Demorei muito a te responder, mas não vou pedir desculpas. Se entendi o que me disse em gratas e tantas cartas, não há quase um erro que se poderia ter acertado, apenas o que se poderia ter feito. Eu não consegui te escrever, e tampouco os motivos valem mais que o teu segundo, não alteram afinal os fatos, e só há fatos. Contudo, não tenho nenhum da minha vida cotidiana a relatar: o que vivo já deve estar inteiramente aqui, e só consigo dizê-lo porque vivo.

Não aprendi nada, e tenho um contentamento ao constatar, como quem perpetra o segredo. Olho para o que fiz e sinto um grande susto: continuo sem saber como faria outra vez, e guardo somente a vantagem de não ter medo, ou melhor, o medo do medo. Um professor me disse, sem pesar, sem tragédia publicitária, uma frase de que rimos: a vida é um despreparo. E no instante em que ele levantou, sabíamos, tanto não havia mais o que ensinar, como tampouco houve.

Quanto à poesia, tenho-me feito novamente a sua pergunta: se eu não escrevesse, morreria? Apenas aqueles que respondessem “sim” teriam o direito de prosseguir. Tempos e tempos eu me vi à porta, porque sempre pude dizer o contrário.  Alguém não falou que, ao segurar uma brasa, não é o fogo quem queima a minha mão, e sim o seu “não”, o seu “não ser também fogo”? Coragem é dizer sim, garantiu outro poeta. E só poderia eu realiza-lo, caso entendesse a pergunta. E a questão está na palavra “morrer”, este verbo duplo. Morrer é conseguir seguir sair do ponto em que importa estar. Não é então que eu necessite de escrita, ela que se posiciona onde me importa ser.
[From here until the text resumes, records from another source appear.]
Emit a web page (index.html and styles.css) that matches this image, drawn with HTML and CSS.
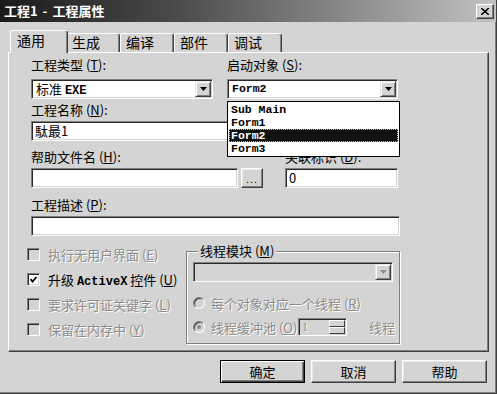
FILE: index.html
```html
<!DOCTYPE html>
<html>
<head>
<meta charset="utf-8">
<link rel="stylesheet" href="styles.css">
</head>
<body>
<div class="window">
  <div class="titlebar">
    <span class="title">工程1 - 工程属性</span>
    <span class="close"><svg width="8" height="7" viewBox="0 0 8 7"><path d="M0 0L8 7M8 0L0 7" stroke="#000" stroke-width="1.6"/></svg></span>
  </div>

  <div class="tabs">
    <div class="tab active">通用</div>
    <div class="tab">生成</div>
    <div class="tab">编译</div>
    <div class="tab">部件</div>
    <div class="tab">调试</div>
  </div>

  <div class="panel">
    <div class="row">
      <div class="label w-left">工程类型 (<u>T</u>):</div>
      <div class="label">启动对象 (<u>S</u>):</div>
    </div>
    <div class="row mt7">
      <div class="combo combo-type"><span class="combo-text">标准 <span class="mono">EXE</span></span><span class="drop"><svg width="7" height="4"><polygon points="0,0 7,0 3.5,4" fill="#000"/></svg></span></div>
      <div class="combo combo-start"><span class="combo-text mono-plain">Form2</span><span class="drop"><svg width="7" height="4"><polygon points="0,0 7,0 3.5,4" fill="#000"/></svg></span></div>
    </div>

    <div class="label mt4">工程名称 (<u>N</u>):</div>
    <div class="field field-name mt4">駄最1</div>

    <div class="row mt9">
      <div class="label w-help">帮助文件名 (<u>H</u>):</div>
      <div class="label">关联标识 (<u>D</u>):</div>
    </div>
    <div class="row mt4">
      <div class="field field-help"></div>
      <div class="btn btn-small">...</div>
      <div class="field field-id">0</div>
    </div>

    <div class="label mt10">工程描述 (<u>P</u>):</div>
    <div class="field field-desc mt4"></div>

    <div class="lower">
      <div class="checks">
        <div class="check disabled"><span class="box"></span><span>执行无用户界面 (<u>E</u>)</span></div>
        <div class="check"><span class="box on"><svg width="7" height="7"><polyline points="0.5,3 2.5,5.5 6.5,1" fill="none" stroke="#000" stroke-width="1.8"/></svg></span><span>升级 <span class="mono">ActiveX</span> 控件 (<u>U</u>)</span></div>
        <div class="check disabled"><span class="box"></span><span>要求许可证关键字 (<u>L</u>)</span></div>
        <div class="check disabled"><span class="box"></span><span>保留在内存中 (<u>Y</u>)</span></div>
      </div>

      <fieldset class="frame">
        <legend>线程模块 (<u>M</u>)</legend>
        <div class="combo combo-thread"><span class="combo-text"></span><span class="drop"><svg width="7" height="4"><polygon points="0,0 7,0 3.5,4" fill="#8c8c8c"/></svg></span></div>
        <div class="radio-row first disabled"><span class="radio"></span><span>每个对象对应一个线程 (<u>R</u>)</span></div>
        <div class="radio-row second disabled">
          <span class="radio on"></span>
          <span class="pool-label">线程缓冲池 (<u>O</u>)</span>
          <span class="spin"><span class="spin-text">1</span><span class="spin-btns"><span class="spin-btn"></span><span class="spin-btn"></span></span></span>
          <span class="pool-unit">线程</span>
        </div>
      </fieldset>
    </div>

    <div class="droplist">
      <div class="item">Sub Main</div>
      <div class="item">Form1</div>
      <div class="item selected">Form2</div>
      <div class="item">Form3</div>
    </div>
  </div>

  <div class="buttons">
    <div class="btn btn-default">确定</div>
    <div class="btn">取消</div>
    <div class="btn">帮助</div>
  </div>
</div>
</body>
</html>
```

FILE: styles.css
```css
* {box-sizing: border-box;}

body {
  margin: 0;
  background: #d4d4d4;
  font-family: "Noto Sans CJK SC", "Liberation Sans", sans-serif;
  font-size: 13px;
  color: #000;
}

u {text-decoration: underline;}

/* the dialog window */
.window {
  width: 497px;
  height: 394px;
  background: #d4d4d4;
  border-right: 1px solid #404040;
  border-bottom: 1px solid #404040;
  box-shadow: inset -1px -1px #808080;
}

.titlebar {
  height: 22px;
  display: flex;
  align-items: center;
  justify-content: space-between;
  padding: 0 2px 0 4px;
  background: linear-gradient(to right, #1a1a1a, #4a4a4a 35%, #c2c2c2);
}

.title {
  color: #fff;
  font-weight: bold;
  font-size: 13px;
  line-height: 22px;
  word-spacing: 2px;
}

.close {
  width: 18px;
  height: 15px;
  margin-top: 1px;
  display: flex;
  align-items: center;
  justify-content: center;
  background: #d4d4d4;
  border: 1px solid;
  border-color: #fff #404040 #404040 #fff;
  box-shadow: inset -1px -1px #808080;
}

/* tab strip */
.tabs {
  height: 30px;
  display: flex;
  align-items: flex-end;
  padding-left: 12px;
}

.tab {
  width: 54px;
  height: 19px;
  padding-left: 5px;
  font-size: 14px;
  line-height: 17px;
  border-top: 1px solid #fff;
  border-left: 1px solid #fff;
  border-right: 1px solid #404040;
  border-radius: 3px 3px 0 0;
  box-shadow: inset -1px 0 #808080;
}

.tab.active {
  position: relative;
  z-index: 2;
  width: 58px;
  height: 23px;
  margin: 0 -2px -1px -2px;
  padding-left: 6px;
  line-height: 19px;
  background: #d4d4d4;
}

/* tab page */
.panel {
  position: relative;
  width: 481px;
  height: 300px;
  margin-left: 8px;
  padding: 5px 0 0 22px;
  border: 1px solid;
  border-color: #fff #404040 #404040 #fff;
  box-shadow: inset -1px -1px #808080;
}

.row {display: flex;}
.mt4 {margin-top: 4px;}
.mt7 {margin-top: 7px;}
.mt9 {margin-top: 9px;}
.mt10 {margin-top: 10px;}

.label {
  height: 14px;
  line-height: 14px;
  white-space: nowrap;
}
.w-left {width: 196px;}
.w-help {width: 254px;}

.mono {
  font-family: "Liberation Mono", monospace;
  font-weight: bold;
  font-size: 12px;
}
.mono-plain {
  font-family: "Liberation Mono", monospace;
  font-weight: bold;
  font-size: 11.5px;
}

/* sunken fields */
.field, .combo {
  height: 20px;
  background: #fff;
  border: 1px solid;
  border-color: #808080 #fff #fff #808080;
  box-shadow: inset 1px 1px #2a2a2a, inset -1px -1px #d4d4d4;
  padding-left: 3px;
  line-height: 17px;
  white-space: nowrap;
}

.field-name {width: 209px;}
.field-help {width: 207px;}
.field-id {width: 113px; margin-left: 22px;}
.field-desc {width: 369px;}

.combo {
  display: flex;
  justify-content: space-between;
  padding: 1px;
}
.combo-text {padding-left: 3px; line-height: 16px;}
.combo-type {width: 182px; margin-right: 14px;}
.combo-start {width: 171px;}

.drop {
  width: 16px;
  height: 16px;
  display: flex;
  align-items: center;
  justify-content: center;
  background: #d4d4d4;
  border: 1px solid;
  border-color: #e8e8e8 #404040 #404040 #e8e8e8;
  box-shadow: inset 1px 1px #fff, inset -1px -1px #808080;
}

/* raised buttons */
.btn {
  width: 85px;
  height: 23px;
  display: flex;
  align-items: center;
  justify-content: center;
  background: #d4d4d4;
  border: 1px solid;
  border-color: #fff #404040 #404040 #fff;
  box-shadow: inset -1px -1px #808080, inset 1px 1px #e8e8e8;
}

.btn-small {
  width: 22px;
  height: 20px;
  margin-left: 3px;
  font-family: "Liberation Sans", sans-serif;
  font-size: 11px;
  letter-spacing: 1px;
  padding-top: 2px;
}

.btn-default {
  border: 1px solid #000;
  box-shadow: inset 1px 1px #fff, inset -1px -1px #404040, inset -2px -2px #808080;
}

/* checkboxes and thread frame */
.lower {
  display: flex;
  margin-top: 8px;
}

.checks {
  width: 159px;
  margin-left: -4px;
  padding-top: 3px;
  display: flex;
  flex-direction: column;
  gap: 11px;
}

.check {
  height: 14px;
  display: flex;
  align-items: center;
  white-space: nowrap;
}

.box {
  width: 13px;
  height: 13px;
  margin-right: 8px;
  flex: none;
  display: flex;
  align-items: center;
  justify-content: center;
  border: 1px solid;
  border-color: #808080 #fff #fff #808080;
  box-shadow: inset 1px 1px #2a2a2a, inset -1px -1px #d4d4d4;
}
.box.on {background: #fff;}

.disabled {
  color: #8c8c8c;
  text-shadow: 1px 1px #fff;
}

.frame {
  width: 214px;
  height: 100px;
  margin: 0;
  padding: 4px 4px 0 6px;
  border: 1px solid #808080;
  box-shadow: inset 1px 1px #fff, 1px 1px #fff;
}

.frame legend {
  margin-left: 5px;
  padding: 0 2px;
  height: 14px;
  line-height: 14px;
  background: #d4d4d4;
}

.combo-thread {
  width: 200px;
  background: #d4d4d4;
}

.radio-row {
  display: flex;
  align-items: center;
  white-space: nowrap;
}
.radio-row.first {height: 14px; margin-top: 14px;}
.radio-row.second {height: 18px; margin-top: 8px;}

.radio {
  width: 12px;
  height: 12px;
  margin: 0 6px 0 0;
  flex: none;
  border-radius: 50%;
  border: 1px solid;
  border-color: #808080 #fff #fff #808080;
  box-shadow: inset 1px 1px #404040;
  background: #d4d4d4;
  position: relative;
}
.radio.on::after {
  content: "";
  position: absolute;
  left: 3px;
  top: 3px;
  width: 4px;
  height: 4px;
  border-radius: 50%;
  background: #8c8c8c;
}

.pool-label {width: 87px; flex: none;}

.spin {
  width: 49px;
  height: 18px;
  display: flex;
  justify-content: space-between;
  border: 1px solid;
  border-color: #808080 #fff #fff #808080;
  box-shadow: inset 1px 1px #2a2a2a;
  padding: 1px;
}
.spin-text {
  padding-left: 2px;
  line-height: 15px;
  font-family: "Liberation Serif", serif;
  font-size: 12px;
}
.spin-btns {
  width: 16px;
  display: flex;
  flex-direction: column;
}
.spin-btn {
  flex: 1;
  border: 1px solid;
  border-color: #fff #404040 #404040 #fff;
}

.pool-unit {margin-left: auto;}

/* open list of the start-up object combo */
.droplist {
  position: absolute;
  left: 218px;
  top: 48px;
  width: 173px;
  height: 56px;
  padding: 1px;
  background: #fff;
  border: 1px solid #000;
  font-family: "Liberation Mono", monospace;
  font-weight: bold;
  font-size: 11.5px;
}

.item {
  height: 13px;
  line-height: 13px;
  padding-left: 2px;
}

.item.selected {
  background: #111;
  color: #fff;
  outline: 1px dotted #bbb;
  outline-offset: -1px;
}

/* bottom buttons */
.buttons {
  display: flex;
  justify-content: flex-end;
  gap: 6px;
  margin-top: 8px;
  padding-right: 9px;
}
```
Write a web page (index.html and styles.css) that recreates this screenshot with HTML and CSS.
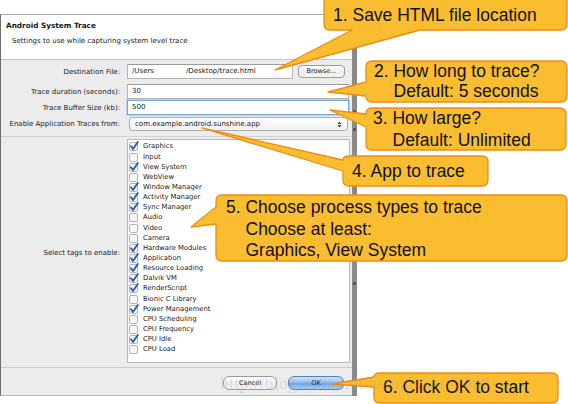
FILE: index.html
```html
<!DOCTYPE html>
<html>
<head>
<meta charset="utf-8">
<link rel="stylesheet" href="styles.css">
</head>
<body>
<div class="stage">
  <div class="window">
    <div class="dialog">
      <div class="head">
        <div class="title">Android System Trace</div>
        <div class="subtitle">Settings to use while capturing system level trace</div>
      </div>
      <div class="body">
        <div class="row r1">
          <div class="label">Destination File:</div>
          <div class="input short"><span>/Users</span><span class="gap">/Desktop/trace.html</span></div>
          <div class="btn browse">Browse...</div>
        </div>
        <div class="row r2">
          <div class="label">Trace duration (seconds):</div>
          <div class="input">30</div>
        </div>
        <div class="row r3">
          <div class="label">Trace Buffer Size (kb):</div>
          <div class="input focus">500</div>
        </div>
        <div class="row r4">
          <div class="label">Enable Application Traces from:</div>
          <div class="select"><span>com.example.android.sunshine.app</span>
            <svg class="arrows" width="5" height="7" viewBox="0 0 5 7"><path d="M0.5 3 L2.5 0.5 L4.5 3 Z M0.5 4 L2.5 6.5 L4.5 4 Z" fill="#444"/></svg>
          </div>
        </div>
        <div class="tags">
          <div class="label tagslabel">Select tags to enable:</div>
          <div class="list">
            <div class="item"><svg class="cb" viewBox="0 0 10 10"><rect x="0.5" y="1.5" width="8" height="8" rx="1.5" class="box"/><path d="M2 5.2 L4 8 L8.8 1" class="tick"/></svg>Graphics</div>
            <div class="item"><svg class="cb" viewBox="0 0 10 10"><rect x="0.5" y="1.5" width="8" height="8" rx="1.5" class="box"/></svg>Input</div>
            <div class="item"><svg class="cb" viewBox="0 0 10 10"><rect x="0.5" y="1.5" width="8" height="8" rx="1.5" class="box"/><path d="M2 5.2 L4 8 L8.8 1" class="tick"/></svg>View System</div>
            <div class="item"><svg class="cb" viewBox="0 0 10 10"><rect x="0.5" y="1.5" width="8" height="8" rx="1.5" class="box"/></svg>WebView</div>
            <div class="item"><svg class="cb" viewBox="0 0 10 10"><rect x="0.5" y="1.5" width="8" height="8" rx="1.5" class="box"/><path d="M2 5.2 L4 8 L8.8 1" class="tick"/></svg>Window Manager</div>
            <div class="item"><svg class="cb" viewBox="0 0 10 10"><rect x="0.5" y="1.5" width="8" height="8" rx="1.5" class="box"/><path d="M2 5.2 L4 8 L8.8 1" class="tick"/></svg>Activity Manager</div>
            <div class="item"><svg class="cb" viewBox="0 0 10 10"><rect x="0.5" y="1.5" width="8" height="8" rx="1.5" class="box"/><path d="M2 5.2 L4 8 L8.8 1" class="tick"/></svg>Sync Manager</div>
            <div class="item"><svg class="cb" viewBox="0 0 10 10"><rect x="0.5" y="1.5" width="8" height="8" rx="1.5" class="box"/></svg>Audio</div>
            <div class="item"><svg class="cb" viewBox="0 0 10 10"><rect x="0.5" y="1.5" width="8" height="8" rx="1.5" class="box"/></svg>Video</div>
            <div class="item"><svg class="cb" viewBox="0 0 10 10"><rect x="0.5" y="1.5" width="8" height="8" rx="1.5" class="box"/></svg>Camera</div>
            <div class="item"><svg class="cb" viewBox="0 0 10 10"><rect x="0.5" y="1.5" width="8" height="8" rx="1.5" class="box"/><path d="M2 5.2 L4 8 L8.8 1" class="tick"/></svg>Hardware Modules</div>
            <div class="item"><svg class="cb" viewBox="0 0 10 10"><rect x="0.5" y="1.5" width="8" height="8" rx="1.5" class="box"/><path d="M2 5.2 L4 8 L8.8 1" class="tick"/></svg>Application</div>
            <div class="item"><svg class="cb" viewBox="0 0 10 10"><rect x="0.5" y="1.5" width="8" height="8" rx="1.5" class="box"/><path d="M2 5.2 L4 8 L8.8 1" class="tick"/></svg>Resource Loading</div>
            <div class="item"><svg class="cb" viewBox="0 0 10 10"><rect x="0.5" y="1.5" width="8" height="8" rx="1.5" class="box"/><path d="M2 5.2 L4 8 L8.8 1" class="tick"/></svg>Dalvik VM</div>
            <div class="item"><svg class="cb" viewBox="0 0 10 10"><rect x="0.5" y="1.5" width="8" height="8" rx="1.5" class="box"/><path d="M2 5.2 L4 8 L8.8 1" class="tick"/></svg>RenderScript</div>
            <div class="item"><svg class="cb" viewBox="0 0 10 10"><rect x="0.5" y="1.5" width="8" height="8" rx="1.5" class="box"/></svg>Bionic C Library</div>
            <div class="item"><svg class="cb" viewBox="0 0 10 10"><rect x="0.5" y="1.5" width="8" height="8" rx="1.5" class="box"/><path d="M2 5.2 L4 8 L8.8 1" class="tick"/></svg>Power Management</div>
            <div class="item"><svg class="cb" viewBox="0 0 10 10"><rect x="0.5" y="1.5" width="8" height="8" rx="1.5" class="box"/></svg>CPU Scheduling</div>
            <div class="item"><svg class="cb" viewBox="0 0 10 10"><rect x="0.5" y="1.5" width="8" height="8" rx="1.5" class="box"/></svg>CPU Frequency</div>
            <div class="item"><svg class="cb" viewBox="0 0 10 10"><rect x="0.5" y="1.5" width="8" height="8" rx="1.5" class="box"/><path d="M2 5.2 L4 8 L8.8 1" class="tick"/></svg>CPU Idle</div>
            <div class="item"><svg class="cb" viewBox="0 0 10 10"><rect x="0.5" y="1.5" width="8" height="8" rx="1.5" class="box"/></svg>CPU Load</div>
          </div>
        </div>
      </div>
      <div class="foot">
        <div class="btn cancel">Cancel</div>
        <div class="btn ok">OK</div>
      </div>
    </div>
    <div class="strip">
      <i class="dot d1"></i><i class="dot d2"></i><i class="dot d3"></i><i class="dot d4"></i>
    </div>
  </div>

  <svg class="callouts" width="568" height="404" viewBox="0 0 568 404">
    <g fill="#fbbd30" stroke="#ef8c12" stroke-width="1.3" stroke-linejoin="round">
      <path d="M330 -6 H561 Q567 -6 567 0 V24 Q567 30 561 30 H420 L275 70 L352 30 H330 Q324 30 324 24 V0 Q324 -6 330 -6 Z"/>
      <path d="M372 61 H561 Q567 61 567 67 V96 Q567 102 561 102 H372 Q366 102 366 96 V96 L328 92 L366 82 V67 Q366 61 372 61 Z"/>
      <path d="M372 108 H560 Q566 108 566 114 V144 Q566 150 560 150 H372 Q366 150 366 144 V127 L330 110 L366 114 Q366 108 372 108 Z"/>
      <path d="M349 156 H482 Q488 156 488 162 V180 Q488 186 482 186 H349 Q343 186 343 180 V171 L202 128 L343 160 Q343 156 349 156 Z"/>
      <path d="M222 195 H561 Q567 195 567 201 V255 Q567 261 561 261 H222 Q216 261 216 255 V224 L191 227 L216 207 V201 Q216 195 222 195 Z"/>
      <path d="M380 373 H552 Q558 373 558 379 V397 Q558 403 552 403 H380 Q374 403 374 397 V387 L332 384 L374 377 Q374 373 380 373 Z"/>
    </g>
  </svg>

  <div class="note n1">1. Save HTML file location</div>
  <div class="note n2">2. How long to trace?<br><span class="ind">Default: 5 seconds</span></div>
  <div class="note n3">3. How large?<br><span class="ind">Default: Unlimited</span></div>
  <div class="note n4">4. App to trace</div>
  <div class="note n5">5. Choose process types to trace<br><span class="ind">Choose at least:</span><br><span class="ind">Graphics, View System</span></div>
  <div class="note n6">6. Click OK to start</div>
  <div class="watermark">http://blog.csdn.net/huangyabin2008</div>
</div>
</body>
</html>
```

FILE: styles.css
```css
* { box-sizing: border-box; }
html, body { margin: 0; padding: 0; background: #fff; }
body { width: 568px; height: 404px; overflow: hidden; }

.stage { position: relative; width: 568px; height: 404px; }

.window { display: flex; padding-top: 14px; }

.dialog {
  width: 352px;
  height: 382px;
  display: flex;
  flex-direction: column;
  border-left: 1px solid #6d6d6d;
  border-top: 1px solid #a9a9a9;
  border-bottom: 1px solid #b9b9b9;
  font-family: "DejaVu Sans", sans-serif;
  font-size: 7px;
  color: #1a1a1a;
}

.head {
  height: 46px;
  background: #fff;
  border-bottom: 1px solid #c6c6c6;
  padding: 6px 0 0 5px;
}
.title { font-weight: bold; font-size: 7.3px; line-height: 10px; }
.subtitle { line-height: 10px; margin: 5px 0 0 6px; }

.body {
  flex: 1;
  background: #ececec;
  display: flex;
  flex-direction: column;
  padding-top: 4px;
}

.row { display: flex; align-items: center; height: 15px; }
.r2 { margin-top: 5px; }
.r3 { margin-top: 1px; }
.r4 { margin-top: 2px; height: 14px; }

.label { width: 119px; text-align: right; flex: none; margin-right: 7px; white-space: nowrap; }

.input {
  height: 15px;
  width: 222px;
  background: #fff;
  border: 1px solid #b4b4b4;
  border-top-color: #9c9c9c;
  padding-left: 4px;
  line-height: 13px;
  white-space: nowrap;
}
.input.short { width: 166px; }
.input .gap { margin-left: 32px; }
.input.focus { border: 1px solid #7ba6de; box-shadow: 0 0 0 1px #b6d0ef; }

.btn {
  font-family: "DejaVu Sans", sans-serif;
  text-align: center;
  border: 1px solid #9a9a9a;
  border-radius: 4px;
  background: linear-gradient(#ffffff, #ececec 60%, #f6f6f6);
  line-height: 11px;
  font-size: 6.5px;
  color: #222;
}
.browse { width: 47px; height: 13px; margin-left: 5px; }

.select {
  margin-left: 2px;
  width: 219px;
  height: 14px;
  border: 1px solid #adadad;
  border-radius: 3px;
  background: linear-gradient(#ffffff, #f1f1f1);
  padding: 0 5px;
  display: flex;
  align-items: center;
  justify-content: space-between;
}

.tags {
  margin-top: 5px;
  border-top: 1px solid #d2d2d2;
  flex: 1;
  display: flex;
  align-items: center;
  padding-top: 2px;
  padding-bottom: 4px;
  border-bottom: 1px solid #cdcdcd;
}
.tagslabel { align-self: center; margin-top: 4px; }

.list {
  width: 223px;
  height: 224px;
  align-self: flex-start;
  background: #fff;
  border: 1px solid #b9b9b9;
  padding: 1px 0 0 1px;
}
.item {
  display: flex;
  align-items: center;
  height: 10.15px;
  line-height: 10px;
  white-space: nowrap;
  font-size: 6.8px;
}
.cb { width: 10px; height: 10px; margin-right: 4px; flex: none; }
.cb .box { fill: #f7f7f7; stroke: #a9a9a9; stroke-width: 0.9; }
.cb .tick { fill: none; stroke: #2a5bb4; stroke-width: 1.9; stroke-linecap: round; stroke-linejoin: round; }

.foot {
  height: 27px;
  background: #ececec;
  display: flex;
  justify-content: flex-end;
  align-items: flex-start;
  padding: 8px 8px 0 0;
  gap: 11px;
}
.cancel { width: 54px; height: 14px; line-height: 12px; border-radius: 6px; }
.ok {
  width: 56px; height: 14px; line-height: 12px; border-radius: 6px;
  border-color: #5b7fb5;
  background: linear-gradient(#cfe3fb, #8ebcf0 50%, #6aa5ea 55%, #a9d0f8);
}

.strip {
  width: 5px;
  height: 382px;
  background: #8a8a8a;
  position: relative;
}
.dot { position: absolute; left: 1px; width: 3px; height: 3px; background: #555; border-radius: 1px; }
.d1 { top: 78px; } .d2 { top: 96px; } .d3 { top: 114px; } .d4 { top: 268px; }

.callouts { position: absolute; left: 0; top: 0; }

.note {
  position: absolute;
  font-family: "Liberation Sans", Arial, sans-serif;
  font-size: 17.5px;
  line-height: 21px;
  color: #111;
  white-space: nowrap;
}
.ind { padding-left: 19.5px; }
.n1 { left: 333px; top: 5px; }
.n2 { left: 374px; top: 61px; line-height: 20px; }
.n3 { left: 373px; top: 107px; line-height: 22px; }
.n4 { left: 352px; top: 161px; }
.n5 { left: 226px; top: 197px; line-height: 21.5px; }
.n6 { left: 383px; top: 377px; }

.watermark {
  position: absolute;
  left: 220px;
  top: 374px;
  font-family: "Liberation Serif", serif;
  font-size: 17px;
  letter-spacing: 0.6px;
  color: rgba(160, 160, 160, 0.28);
  white-space: nowrap;
}
```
Depois da morte, ainda mais difícil é o amor, pois vai do indivíduo para o compartilhamento. Releio a sua carta de 14 de maio às vezes por música e brindo o teu nome por ter previsto o nosso momento: aquele em que a mulher e o homem se procurariam não mais por convenção de gêneros; mas pelo encontro de duas humanidades, ambos na feitura de seus sexos, e então igualmente pessoas. Estamos no fio do dilema: como permanecer com outro por uma escolha continuada? A nossa capacidade nos põem práticos, em uma alternância de opções e mudanças literais, mas ainda não sabe insistir no mergulho de um único mundo, para verificar quão funda é a liberdade e se conseguiremos descobri-la neste modelo. Qual todo desafio de geração, este também é o meu.

É possível que eu leve as suas cartas para outras pessoas lerem e não acredito que vá sentir-se mal. Nós dois sabemos que, ao nos comunicarmos, falamos intimamente com toda a humanidade. Onde esta existiria, para evitarmos tantas abstrações que tanto nos confunde, senão inteira em um homem só? Quem assim fala francamente quer sair do puro humano a outro. Então toma um pouco, que vou querer mais até uma próxima. Por enquanto quero que as palavras caminhem e se misturem comigo a uma rotina qualquer de uma manhã comum.

Do seu,

Saulo Dourado, que responde cartas quinzenalmente às segundas-feiras.